Talk:Word frequency

why entered as a task instead of draft task?

Why was this entry entered as a task instead of a draft task? -- Gerard Schildberger (talk) 03:08, 16 August 2017 (UTC)

... ahhh ... I see that this task was demoted to a draft task by Paddy3118. -- Gerard Schildberger (talk) 08:34, 16 August 2017 (UTC)

task clarification

I assume we are to code programs to handle the general case, not just the file specified/mandated to be used as a test case.

What is a "word"?

Is 1997 a word? How about 20? How about twenty?

What letters can be included in a word?
There are a lot of French accented letters in the prescribed text, but are we to be limited to just the French accented letters?
German? Czech? Which dialects of Greek? Logographic kanji? Kana?

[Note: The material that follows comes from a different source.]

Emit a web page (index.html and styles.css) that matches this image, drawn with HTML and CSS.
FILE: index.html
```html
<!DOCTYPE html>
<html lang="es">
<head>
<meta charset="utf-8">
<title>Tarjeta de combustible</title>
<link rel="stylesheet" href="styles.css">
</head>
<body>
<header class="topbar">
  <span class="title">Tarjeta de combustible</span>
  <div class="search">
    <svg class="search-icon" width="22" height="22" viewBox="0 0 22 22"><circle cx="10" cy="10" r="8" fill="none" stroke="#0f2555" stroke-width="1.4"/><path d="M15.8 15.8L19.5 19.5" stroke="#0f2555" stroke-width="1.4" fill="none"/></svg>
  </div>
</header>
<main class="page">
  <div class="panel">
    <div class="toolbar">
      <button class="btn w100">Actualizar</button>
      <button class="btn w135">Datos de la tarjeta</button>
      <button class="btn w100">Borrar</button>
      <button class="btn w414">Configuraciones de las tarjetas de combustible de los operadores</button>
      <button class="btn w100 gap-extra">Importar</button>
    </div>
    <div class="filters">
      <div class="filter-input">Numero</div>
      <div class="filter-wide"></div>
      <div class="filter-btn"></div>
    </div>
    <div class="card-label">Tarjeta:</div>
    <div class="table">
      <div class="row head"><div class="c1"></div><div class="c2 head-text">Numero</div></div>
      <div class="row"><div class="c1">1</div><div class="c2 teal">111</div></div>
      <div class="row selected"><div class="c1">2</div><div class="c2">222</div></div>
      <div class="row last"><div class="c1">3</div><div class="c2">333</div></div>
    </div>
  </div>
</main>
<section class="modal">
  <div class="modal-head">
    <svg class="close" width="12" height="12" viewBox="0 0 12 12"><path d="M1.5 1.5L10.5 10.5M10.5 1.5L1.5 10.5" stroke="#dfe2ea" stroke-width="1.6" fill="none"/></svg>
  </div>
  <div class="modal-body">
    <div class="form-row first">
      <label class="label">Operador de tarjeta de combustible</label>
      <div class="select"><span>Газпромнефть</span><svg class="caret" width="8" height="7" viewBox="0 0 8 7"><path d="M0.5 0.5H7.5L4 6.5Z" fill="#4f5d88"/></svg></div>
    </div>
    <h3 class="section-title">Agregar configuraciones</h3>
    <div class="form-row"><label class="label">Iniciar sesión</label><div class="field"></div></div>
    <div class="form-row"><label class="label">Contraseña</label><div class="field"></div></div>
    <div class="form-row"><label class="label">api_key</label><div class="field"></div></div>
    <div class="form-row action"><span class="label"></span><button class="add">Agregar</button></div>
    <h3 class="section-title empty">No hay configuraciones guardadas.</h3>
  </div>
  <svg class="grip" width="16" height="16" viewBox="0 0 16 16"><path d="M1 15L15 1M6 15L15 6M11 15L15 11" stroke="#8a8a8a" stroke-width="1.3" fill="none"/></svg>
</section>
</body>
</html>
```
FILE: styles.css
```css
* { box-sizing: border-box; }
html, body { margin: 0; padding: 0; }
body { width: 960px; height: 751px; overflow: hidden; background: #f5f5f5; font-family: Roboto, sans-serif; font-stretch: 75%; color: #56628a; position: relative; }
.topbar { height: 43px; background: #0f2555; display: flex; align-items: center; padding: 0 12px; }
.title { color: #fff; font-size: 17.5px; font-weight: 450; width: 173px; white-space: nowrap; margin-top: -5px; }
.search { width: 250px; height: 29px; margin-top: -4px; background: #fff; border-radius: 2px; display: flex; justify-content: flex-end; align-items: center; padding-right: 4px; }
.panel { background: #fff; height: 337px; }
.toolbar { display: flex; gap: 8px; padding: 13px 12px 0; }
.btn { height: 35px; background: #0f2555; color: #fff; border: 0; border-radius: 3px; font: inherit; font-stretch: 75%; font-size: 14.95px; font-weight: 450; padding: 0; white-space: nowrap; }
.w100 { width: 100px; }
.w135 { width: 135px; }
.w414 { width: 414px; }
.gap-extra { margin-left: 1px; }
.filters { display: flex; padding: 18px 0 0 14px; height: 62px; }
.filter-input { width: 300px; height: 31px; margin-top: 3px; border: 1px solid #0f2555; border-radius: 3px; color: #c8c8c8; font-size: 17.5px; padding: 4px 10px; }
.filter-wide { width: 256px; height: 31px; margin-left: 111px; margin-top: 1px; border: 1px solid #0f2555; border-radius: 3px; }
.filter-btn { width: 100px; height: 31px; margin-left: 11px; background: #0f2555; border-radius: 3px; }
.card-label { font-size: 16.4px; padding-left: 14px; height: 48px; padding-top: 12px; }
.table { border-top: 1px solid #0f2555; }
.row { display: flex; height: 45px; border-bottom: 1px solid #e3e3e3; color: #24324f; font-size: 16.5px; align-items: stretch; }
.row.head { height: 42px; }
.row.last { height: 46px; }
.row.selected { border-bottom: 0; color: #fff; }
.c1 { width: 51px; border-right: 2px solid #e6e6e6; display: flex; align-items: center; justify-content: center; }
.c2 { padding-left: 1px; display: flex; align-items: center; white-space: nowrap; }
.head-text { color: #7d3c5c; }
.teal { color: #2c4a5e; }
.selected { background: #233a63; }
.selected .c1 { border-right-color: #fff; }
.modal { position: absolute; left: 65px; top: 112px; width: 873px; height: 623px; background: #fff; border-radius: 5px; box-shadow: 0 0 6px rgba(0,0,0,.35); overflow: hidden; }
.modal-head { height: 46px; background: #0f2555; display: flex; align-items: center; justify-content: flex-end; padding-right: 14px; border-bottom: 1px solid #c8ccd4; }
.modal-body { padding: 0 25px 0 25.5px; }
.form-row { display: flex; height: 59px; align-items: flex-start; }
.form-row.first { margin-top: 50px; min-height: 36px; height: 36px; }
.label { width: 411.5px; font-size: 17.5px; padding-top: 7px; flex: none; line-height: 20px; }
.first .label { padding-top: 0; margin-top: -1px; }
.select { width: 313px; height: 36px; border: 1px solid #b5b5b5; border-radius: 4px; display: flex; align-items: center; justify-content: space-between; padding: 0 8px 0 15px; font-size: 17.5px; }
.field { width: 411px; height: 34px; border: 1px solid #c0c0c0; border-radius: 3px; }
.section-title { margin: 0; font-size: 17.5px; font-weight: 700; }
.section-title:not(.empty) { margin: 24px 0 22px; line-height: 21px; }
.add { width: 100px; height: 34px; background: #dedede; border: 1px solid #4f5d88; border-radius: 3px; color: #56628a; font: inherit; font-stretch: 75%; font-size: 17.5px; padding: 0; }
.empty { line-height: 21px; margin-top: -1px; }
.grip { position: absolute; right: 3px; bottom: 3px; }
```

What other characters can be included in a word?

Are words that are hyphenated one word or two?

What about words like: jack-o'-lantern

What about split words across lines (if there are possi-
bly present)?

Are words that contain an apostrophe to be included (such as let's)?

What about words that contain non-Latin (Roman) letters?
As it happens, those non-Latin letters don't show up in the top ten.

What exactly is the text (start and stop) that is contained in the web-page to be used?

Should we also use the prologue and epilogue of the Project Gutenberg along with the book's text?

Wouldn't it be a lot simpler to have a simple (and complete) text file to download [with no (de-)assembly, editing, or text massaging required]?

-- Gerard Schildberger (talk) 03:08, 16 August 2017 (UTC)